** begin SUPPLIED DATA **

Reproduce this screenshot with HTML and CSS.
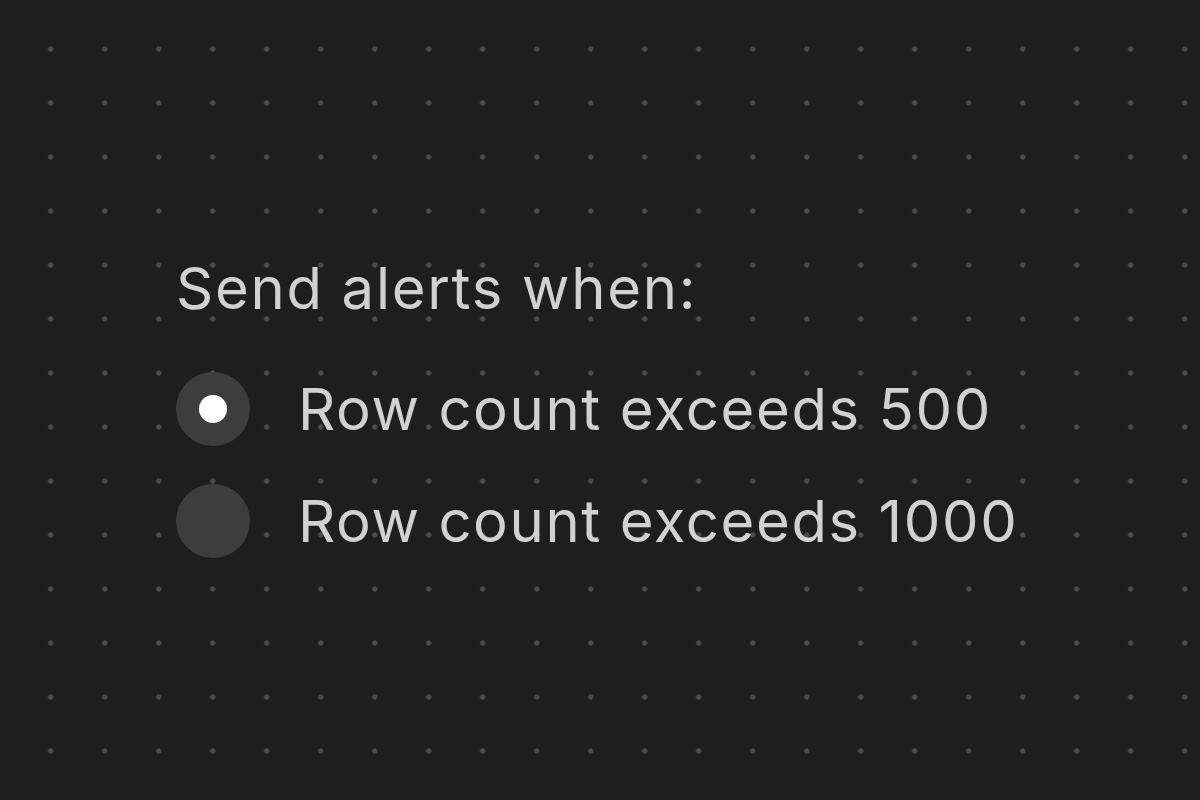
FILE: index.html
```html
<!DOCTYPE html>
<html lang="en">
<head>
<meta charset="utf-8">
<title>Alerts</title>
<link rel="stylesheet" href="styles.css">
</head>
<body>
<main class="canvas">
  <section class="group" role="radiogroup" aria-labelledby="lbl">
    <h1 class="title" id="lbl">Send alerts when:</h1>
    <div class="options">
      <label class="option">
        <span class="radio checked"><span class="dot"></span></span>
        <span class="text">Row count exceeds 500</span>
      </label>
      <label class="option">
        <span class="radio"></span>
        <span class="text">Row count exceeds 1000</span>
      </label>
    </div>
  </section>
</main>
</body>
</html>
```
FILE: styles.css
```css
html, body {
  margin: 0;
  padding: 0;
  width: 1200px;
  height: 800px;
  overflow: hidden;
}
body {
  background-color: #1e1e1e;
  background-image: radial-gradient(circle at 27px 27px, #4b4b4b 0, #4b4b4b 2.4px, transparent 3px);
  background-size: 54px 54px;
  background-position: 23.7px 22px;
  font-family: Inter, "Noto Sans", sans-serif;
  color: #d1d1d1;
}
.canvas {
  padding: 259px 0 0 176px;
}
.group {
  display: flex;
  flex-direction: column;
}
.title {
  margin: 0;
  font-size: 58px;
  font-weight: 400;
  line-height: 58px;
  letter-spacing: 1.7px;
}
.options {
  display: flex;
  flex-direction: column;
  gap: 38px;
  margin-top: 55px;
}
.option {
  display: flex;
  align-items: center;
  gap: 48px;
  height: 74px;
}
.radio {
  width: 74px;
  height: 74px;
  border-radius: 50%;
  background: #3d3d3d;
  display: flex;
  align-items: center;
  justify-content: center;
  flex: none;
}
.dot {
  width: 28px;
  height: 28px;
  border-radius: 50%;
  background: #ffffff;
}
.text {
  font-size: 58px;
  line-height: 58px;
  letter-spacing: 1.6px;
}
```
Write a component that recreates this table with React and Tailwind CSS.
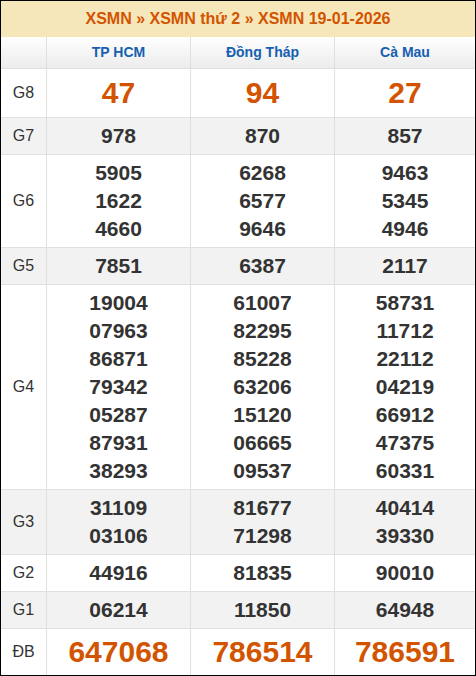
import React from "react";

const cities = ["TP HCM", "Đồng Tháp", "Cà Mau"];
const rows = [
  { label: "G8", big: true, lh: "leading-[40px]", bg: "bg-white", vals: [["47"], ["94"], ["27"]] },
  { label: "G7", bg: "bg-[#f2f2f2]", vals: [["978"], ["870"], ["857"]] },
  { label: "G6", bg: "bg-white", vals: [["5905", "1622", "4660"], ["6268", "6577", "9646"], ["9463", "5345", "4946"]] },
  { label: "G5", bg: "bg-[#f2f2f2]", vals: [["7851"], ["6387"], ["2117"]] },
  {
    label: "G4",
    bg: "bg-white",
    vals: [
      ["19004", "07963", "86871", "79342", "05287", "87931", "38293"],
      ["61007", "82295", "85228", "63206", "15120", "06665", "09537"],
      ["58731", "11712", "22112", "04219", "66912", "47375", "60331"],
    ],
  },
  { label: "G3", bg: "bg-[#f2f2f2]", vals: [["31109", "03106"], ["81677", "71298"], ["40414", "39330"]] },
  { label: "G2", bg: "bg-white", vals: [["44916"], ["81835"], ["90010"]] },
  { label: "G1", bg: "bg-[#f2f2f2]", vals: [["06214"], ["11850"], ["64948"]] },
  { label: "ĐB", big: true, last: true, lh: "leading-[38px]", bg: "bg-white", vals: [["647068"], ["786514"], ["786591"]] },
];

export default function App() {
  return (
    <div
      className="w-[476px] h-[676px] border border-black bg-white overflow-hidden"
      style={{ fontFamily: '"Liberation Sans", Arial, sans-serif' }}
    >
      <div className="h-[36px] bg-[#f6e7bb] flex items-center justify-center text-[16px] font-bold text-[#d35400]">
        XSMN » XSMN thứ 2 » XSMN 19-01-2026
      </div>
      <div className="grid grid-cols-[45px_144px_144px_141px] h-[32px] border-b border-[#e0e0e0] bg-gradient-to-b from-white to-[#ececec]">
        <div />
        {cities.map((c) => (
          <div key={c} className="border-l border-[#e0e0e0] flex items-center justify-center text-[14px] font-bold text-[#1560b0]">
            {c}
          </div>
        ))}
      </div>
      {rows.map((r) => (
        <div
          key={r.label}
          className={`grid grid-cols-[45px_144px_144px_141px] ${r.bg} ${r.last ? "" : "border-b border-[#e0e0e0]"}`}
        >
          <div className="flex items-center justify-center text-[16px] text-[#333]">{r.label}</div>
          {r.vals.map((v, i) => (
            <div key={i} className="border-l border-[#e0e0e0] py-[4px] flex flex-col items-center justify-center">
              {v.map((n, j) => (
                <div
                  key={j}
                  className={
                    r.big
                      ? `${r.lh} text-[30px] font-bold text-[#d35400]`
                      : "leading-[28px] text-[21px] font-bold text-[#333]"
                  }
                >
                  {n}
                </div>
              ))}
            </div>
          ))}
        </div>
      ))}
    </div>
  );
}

** end SUPPLIED DATA **

* [PROBLEM TO WORK ON]:
Skip the pictures and restate exactly the lines from the beginning of the listing to the line with "import React from", that line included.

* [TASK ANSWER]:
Reproduce this screenshot with HTML and CSS.
FILE: index.html
```html
<!DOCTYPE html>
<html lang="en">
<head>
<meta charset="utf-8">
<title>Alerts</title>
<link rel="stylesheet" href="styles.css">
</head>
<body>
<main class="canvas">
  <section class="group" role="radiogroup" aria-labelledby="lbl">
    <h1 class="title" id="lbl">Send alerts when:</h1>
    <div class="options">
      <label class="option">
        <span class="radio checked"><span class="dot"></span></span>
        <span class="text">Row count exceeds 500</span>
      </label>
      <label class="option">
        <span class="radio"></span>
        <span class="text">Row count exceeds 1000</span>
      </label>
    </div>
  </section>
</main>
</body>
</html>
```
FILE: styles.css
```css
html, body {
  margin: 0;
  padding: 0;
  width: 1200px;
  height: 800px;
  overflow: hidden;
}
body {
  background-color: #1e1e1e;
  background-image: radial-gradient(circle at 27px 27px, #4b4b4b 0, #4b4b4b 2.4px, transparent 3px);
  background-size: 54px 54px;
  background-position: 23.7px 22px;
  font-family: Inter, "Noto Sans", sans-serif;
  color: #d1d1d1;
}
.canvas {
  padding: 259px 0 0 176px;
}
.group {
  display: flex;
  flex-direction: column;
}
.title {
  margin: 0;
  font-size: 58px;
  font-weight: 400;
  line-height: 58px;
  letter-spacing: 1.7px;
}
.options {
  display: flex;
  flex-direction: column;
  gap: 38px;
  margin-top: 55px;
}
.option {
  display: flex;
  align-items: center;
  gap: 48px;
  height: 74px;
}
.radio {
  width: 74px;
  height: 74px;
  border-radius: 50%;
  background: #3d3d3d;
  display: flex;
  align-items: center;
  justify-content: center;
  flex: none;
}
.dot {
  width: 28px;
  height: 28px;
  border-radius: 50%;
  background: #ffffff;
}
.text {
  font-size: 58px;
  line-height: 58px;
  letter-spacing: 1.6px;
}
```
Write a component that recreates this table with React and Tailwind CSS.
import React from "react";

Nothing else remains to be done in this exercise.